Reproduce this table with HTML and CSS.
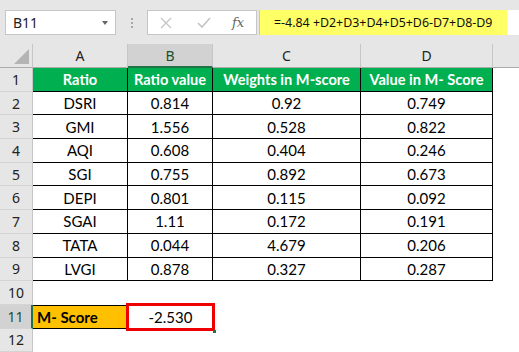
FILE: index.html
```html
<!DOCTYPE html>
<html>
<head>
<meta charset="utf-8">
<link rel="stylesheet" href="styles.css">
</head>
<body>
<div class="toolbar">
  <div class="namebox"><span class="nb-text">B11</span><span class="nb-arrow"></span></div>
  <div class="dots"><i></i><i></i><i></i></div>
  <div class="fxbox">
    <svg class="ic-x" width="12" height="12" viewBox="0 0 12 12"><path d="M1 1 L11 11 M11 1 L1 11" stroke="#c4c4c4" stroke-width="1.3" fill="none"/></svg>
    <svg class="ic-check" width="14" height="12" viewBox="0 0 14 12"><path d="M1 6 L5 10 L13 1" stroke="#c4c4c4" stroke-width="1.6" fill="none"/></svg>
    <span class="ic-fx">fx</span>
  </div>
  <div class="formula">=-4.84 +D2+D3+D4+D5+D6-D7+D8-D9</div>
  <div class="formula-rest"></div>
</div>
<div class="sheet">
  <div class="corner"><span class="tri"></span></div>
  <div class="colh">A</div>
  <div class="colh sel">B</div>
  <div class="colh">C</div>
  <div class="colh">D</div>
  <div class="colh last"></div>

  <div class="rowh">1</div>
  <div class="t hd">Ratio</div><div class="t hd">Ratio value</div><div class="t hd">Weights in M-score</div><div class="t hd">Value in M- Score</div><div class="e"></div>

  <div class="rowh">2</div>
  <div class="t">DSRI</div><div class="t">0.814</div><div class="t">0.92</div><div class="t">0.749</div><div class="e"></div>
  <div class="rowh">3</div>
  <div class="t">GMI</div><div class="t">1.556</div><div class="t">0.528</div><div class="t">0.822</div><div class="e"></div>
  <div class="rowh">4</div>
  <div class="t">AQI</div><div class="t">0.608</div><div class="t">0.404</div><div class="t">0.246</div><div class="e"></div>
  <div class="rowh">5</div>
  <div class="t">SGI</div><div class="t">0.755</div><div class="t">0.892</div><div class="t">0.673</div><div class="e"></div>
  <div class="rowh">6</div>
  <div class="t">DEPI</div><div class="t">0.801</div><div class="t">0.115</div><div class="t">0.092</div><div class="e"></div>
  <div class="rowh">7</div>
  <div class="t">SGAI</div><div class="t">1.11</div><div class="t">0.172</div><div class="t">0.191</div><div class="e"></div>
  <div class="rowh">8</div>
  <div class="t">TATA</div><div class="t">0.044</div><div class="t">4.679</div><div class="t">0.206</div><div class="e"></div>
  <div class="rowh">9</div>
  <div class="t">LVGI</div><div class="t">0.878</div><div class="t">0.327</div><div class="t">0.287</div><div class="e"></div>

  <div class="rowh">10</div>
  <div class="e"></div><div class="e"></div><div class="e"></div><div class="e"></div><div class="e"></div>

  <div class="rowh sel">11</div>
  <div class="mlabel">M- Score</div><div class="mval">-2.530</div><div class="e"></div><div class="e"></div><div class="e"></div>

  <div class="rowh">12</div>
  <div class="e"></div><div class="e"></div><div class="e"></div><div class="e"></div><div class="e"></div>
</div>
</body>
</html>
```
FILE: styles.css
```css
html, body {
  margin: 0;
  padding: 0;
  background: #ffffff;
  overflow: hidden;
}
body {
  width: 519px;
  height: 352px;
  font-family: Lato, "Noto Sans", sans-serif;
}
.toolbar {
  height: 44px;
  background: #e6e6e6;
  display: flex;
  align-items: flex-start;
  padding-top: 10px;
  box-sizing: border-box;
}
.namebox {
  margin-left: 5px;
  width: 111px;
  height: 25px;
  box-sizing: border-box;
  background: #fff;
  border: 1px solid #c6c6c6;
  display: flex;
  align-items: center;
  padding-left: 7px;
  font-family: "Noto Sans", sans-serif;
  font-size: 14px;
  color: #222;
}
.nb-text { flex: 1; }
.nb-arrow {
  width: 0; height: 0;
  border-left: 3.5px solid transparent;
  border-right: 3.5px solid transparent;
  border-top: 4px solid #666;
  margin-right: 7px;
}
.dots {
  width: 31px;
  height: 25px;
  display: flex;
  flex-direction: column;
  align-items: center;
  justify-content: center;
  gap: 2px;
}
.dots i {
  display: block;
  width: 2px;
  height: 2px;
  background: #a8a8a8;
}
.fxbox {
  width: 110px;
  height: 25px;
  box-sizing: border-box;
  background: #fff;
  border: 1px solid #c6c6c6;
  display: flex;
  align-items: center;
}
.ic-x { margin-left: 12px; }
.ic-check { margin-left: 25px; }
.ic-fx {
  margin-left: 21px;
  font-family: "DejaVu Serif", "Liberation Serif", serif;
  font-style: italic;
  font-size: 13px;
  color: #666;
}
.formula {
  margin-left: 2px;
  width: 248px;
  height: 25px;
  box-sizing: border-box;
  background: #ffff66;
  border-left: 1px solid #c6c6c6;
  padding-left: 14px;
  display: flex;
  align-items: center;
  font-family: "Noto Sans", sans-serif;
  font-size: 12.4px;
  color: #111;
  white-space: nowrap;
}
.formula-rest {
  flex: 1;
  height: 25px;
  background: #fff;
}
.sheet {
  display: grid;
  grid-template-columns: 33px 95px 85px 148px 132px 1fr;
  grid-template-rows: 24px repeat(12, 23.7px);
  font-size: 15px;
}
.corner {
  background: #e6e6e6;
  border-right: 1px solid #c6c6c6;
  border-bottom: 1px solid #ababab;
  position: relative;
}
.tri {
  position: absolute;
  right: 3px;
  bottom: 3px;
  width: 0; height: 0;
  border-left: 15px solid transparent;
  border-bottom: 15px solid #b4b4b4;
}
.colh {
  background: #e6e6e6;
  border-right: 1px solid #c6c6c6;
  border-bottom: 1px solid #ababab;
  display: flex;
  align-items: center;
  justify-content: center;
  font-family: "Noto Sans", sans-serif;
  font-size: 14px;
  color: #222;
}
.colh.sel {
  background: #d2d2d2;
  border-bottom: 2px solid #217346;
  color: #1a4f2c;
}
.colh.last { border-right: none; }
.rowh {
  background: #e6e6e6;
  border-right: 1px solid #c6c6c6;
  border-bottom: 1px solid #d4d4d4;
  display: flex;
  align-items: center;
  justify-content: center;
  font-family: "Noto Sans", sans-serif;
  font-size: 14px;
  color: #222;
}
.rowh.sel {
  background: #d2d2d2;
  border-right: 2px solid #217346;
  color: #1a4f2c;
}
.t {
  border-right: 1px solid #000;
  border-bottom: 1px solid #000;
  display: flex;
  align-items: center;
  justify-content: center;
  color: #000;
  white-space: nowrap;
}
.t.hd {
  background: #00b050;
  color: #fff;
  font-weight: bold;
  font-size: 14.6px;
}
.e { background: #fff; }
.mlabel {
  background: #ffc000;
  border-bottom: 1px solid #000;
  border-top: 1px solid #000;
  display: flex;
  align-items: center;
  padding-left: 4px;
  font-weight: bold;
  color: #000;
}
.mval {
  position: relative;
  display: flex;
  align-items: center;
  justify-content: center;
  outline: 3px solid #ee0000;
  outline-offset: -1px;
  color: #000;
}
.mval::after {
  content: "";
  position: absolute;
  right: -3px;
  bottom: -4px;
  width: 3px;
  height: 3px;
  background: #217346;
}
```
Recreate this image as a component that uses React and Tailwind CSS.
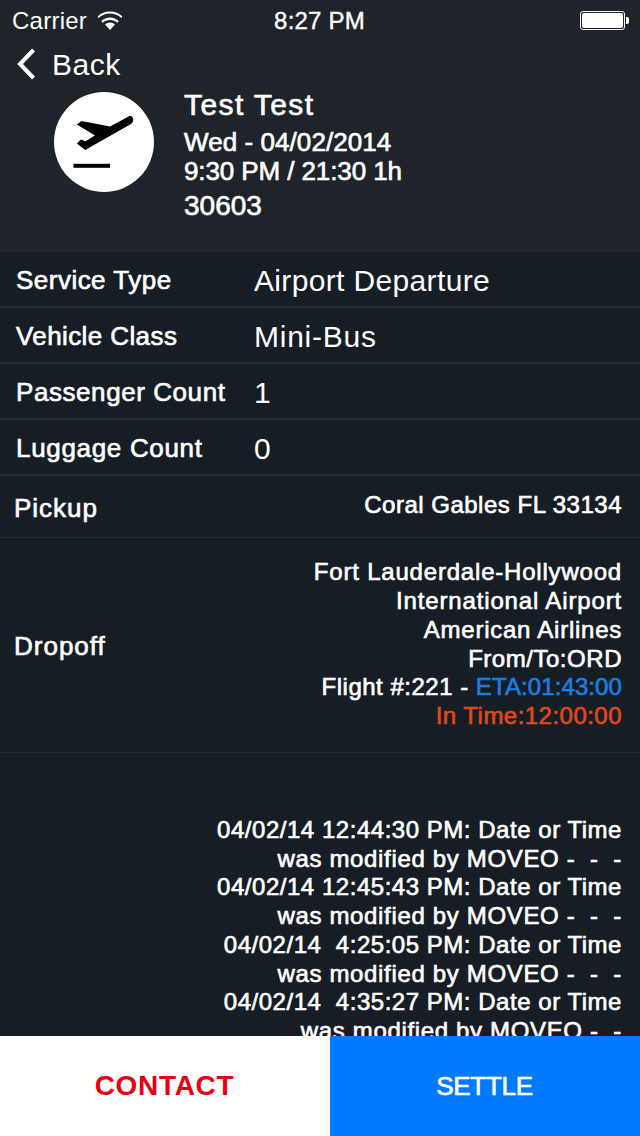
const medium = "[-webkit-text-stroke:0.65px_white]";
const labelText = `text-[26px] ${medium}`;

const details = [
    { label: "Service Type", labelTrack: "tracking-[0.48px]", value: "Airport Departure", valueTrack: "tracking-[0.35px]" },
    { label: "Vehicle Class", labelTrack: "tracking-[0.4px]", value: "Mini-Bus", valueTrack: "tracking-[0.75px]" },
    { label: "Passenger Count", labelTrack: "tracking-[0.57px]", value: "1", valueTrack: "" },
    { label: "Luggage Count", labelTrack: "tracking-[0.68px]", value: "0", valueTrack: "" },
];

const dateTrack = "tracking-[0.53px]";
const byTrack = "tracking-[0.66px]";

const logLines = [
    { text: "04/02/14 12:44:30 PM: Date or Time", track: dateTrack },
    { text: "was modified by MOVEO -  -  -", track: byTrack },
    { text: "04/02/14 12:45:43 PM: Date or Time", track: dateTrack },
    { text: "was modified by MOVEO -  -  -", track: byTrack },
    { text: "04/02/14  4:25:05 PM: Date or Time", track: dateTrack },
    { text: "was modified by MOVEO -  -  -", track: byTrack },
    { text: "04/02/14  4:35:27 PM: Date or Time", track: dateTrack },
    { text: "was modified by MOVEO -  -", track: byTrack },
];

const Wifi = () => (
    <svg width="26" height="20" viewBox="0 0 26 20" fill="white">
        <path d="M13 2.5C8.6 2.5 4.7 4.2 1.8 7L0.6 5.4C3.9 2.3 8.2.5 13 .5s9.1 1.8 12.4 4.9L24.2 7C21.3 4.2 17.4 2.5 13 2.5z" />
        <path d="M13 6.5c-3.4 0-6.4 1.3-8.7 3.5l1.5 1.8C7.7 10 10.2 9 13 9s5.3 1 7.2 2.8l1.5-1.8C19.4 7.8 16.4 6.5 13 6.5z" />
        <path d="M13 11.5c-2 0-3.7.8-5 2l5 5.6 5-5.6c-1.3-1.2-3-2-5-2z" />
    </svg>
);

const Battery = () => (
    <div className="flex items-center">
        <div className="w-[45px] h-[19px] rounded-[3px] border border-white p-px">
            <div className="w-full h-full rounded-[2px] bg-white" />
        </div>
        <div className="w-[3px] h-[7px] ml-px rounded-r-[2px] bg-white" />
    </div>
);

const DepartureIcon = () => (
    <div className="w-[100px] h-[100px] mt-[5px] rounded-full bg-white shrink-0">
        <svg width="100" height="100" viewBox="0 0 100 100">
            <path
                d="M75 24.2 L56 34.5 L27.5 29 L22.8 32.6 L41 43.5 L31.5 49.3 L27 47.4 L22.8 51.5 L31.2 58 L77 32 C80.5 30 80 23 75 24.2 Z"
                fill="black"
            />
            <rect x="19.5" y="71.8" width="36.5" height="4" fill="black" />
        </svg>
    </div>
);

const App = () => {
    return (
        <div className="w-[640px] h-[1136px] flex flex-col overflow-hidden bg-[#161d24] text-white font-['Liberation_Sans',sans-serif]">
            <header className="h-[252px] shrink-0 bg-[#1f242b]">
                <div className="h-[41px] flex items-center justify-between pl-[12px] pr-[11px]">
                    <div className="flex-1 flex items-center gap-[10px]">
                        <span className="text-[24px] tracking-[0.25px]">Carrier</span>
                        <Wifi />
                    </div>
                    <span className="mr-[2px] text-[24px] tracking-[0.2px] [-webkit-text-stroke:0.4px_white]">8:27 PM</span>
                    <div className="flex-1 flex justify-end">
                        <Battery />
                    </div>
                </div>
                <div className="h-[46px] flex items-center pl-[16px] gap-[15px]">
                    <svg width="21" height="32" viewBox="0 0 21 32" fill="none">
                        <path d="M17.5 2 L4 16 L17.5 30" stroke="white" strokeWidth="4" />
                    </svg>
                    <span className="text-[30px] tracking-[0.5px]">Back</span>
                </div>
                <div className="flex items-start pl-[54px] gap-[30px]">
                    <DepartureIcon />
                    <div className="flex flex-col">
                        <div className={`text-[30px] leading-[36px] tracking-[1.4px] ${medium}`}>Test Test</div>
                        <div className={`text-[26px] leading-[29px] mt-[5px] tracking-[0.07px] ${medium}`}>Wed - 04/02/2014</div>
                        <div className={`text-[26px] leading-[29px] tracking-[-0.1px] ${medium}`}>9:30 PM / 21:30 1h</div>
                        <div className={`text-[28px] leading-[34px] mt-[3px] ${medium}`}>30603</div>
                    </div>
                </div>
            </header>

            <main className="flex-1 min-h-0 overflow-hidden">
                {details.map((row) => (
                    <div key={row.label} className="h-14 flex items-center pl-[16px] pt-[2px] border-b-2 border-[#262c33]">
                        <div className={`w-[238px] shrink-0 ${labelText} ${row.labelTrack}`}>{row.label}</div>
                        <div className={`text-[30px] ${row.valueTrack}`}>{row.value}</div>
                    </div>
                ))}

                <div className="h-[62px] flex items-center justify-between pl-[14px] pr-[18px] pt-[3px] border-b border-[#262c33]">
                    <span className={`${labelText} tracking-[1px]`}>Pickup</span>
                    <span className={`mb-[6px] text-[24px] tracking-[0.5px] ${medium}`}>Coral Gables FL 33134</span>
                </div>

                <div className="h-[215px] flex items-center justify-between pl-[14px] pr-[18px] border-b border-[#262c33]">
                    <span className={`mt-[2px] ${labelText} tracking-[1px]`}>Dropoff</span>
                    <div className="mb-[1px] text-right text-[24px] leading-[28.8px] [-webkit-text-stroke:0.65px]">
                        <div className="tracking-[0.8px]">Fort Lauderdale-Hollywood</div>
                        <div className="tracking-[0.85px]">International Airport</div>
                        <div className="tracking-[0.75px]">American Airlines</div>
                        <div className="tracking-[0.53px]">From/To:ORD</div>
                        <div className="tracking-[0.5px]">
                            Flight #:221 - <span className="text-[#1a7fe0] tracking-[0.1px]">ETA:01:43:00</span>
                        </div>
                        <div className="text-[#e0491a] tracking-[0.47px]">In Time:12:00:00</div>
                    </div>
                </div>

                <div className="pt-[63px] pr-[18px] text-right text-[24px] leading-[28.7px] whitespace-pre [-webkit-text-stroke:0.65px]">
                    {logLines.map((line, i) => (
                        <div key={i} className={line.track}>{line.text}</div>
                    ))}
                </div>
            </main>

            <footer className="h-[100px] shrink-0 flex">
                <button className="w-[330px] bg-white text-[#e60012] text-[28px] font-bold tracking-[0.7px] pr-[1px]">
                    CONTACT
                </button>
                <button className={`flex-1 bg-[#007aff] text-white text-[26px] tracking-[-0.3px] pr-[1px] ${medium}`}>SETTLE</button>
            </footer>
        </div>
    );
};

export default App;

======

→ **Your objective**:
Where a line above contains the string "this", copy that line.

→ **Complete response**:
Reproduce this table with HTML and CSS.
Recreate this image as a component that uses React and Tailwind CSS.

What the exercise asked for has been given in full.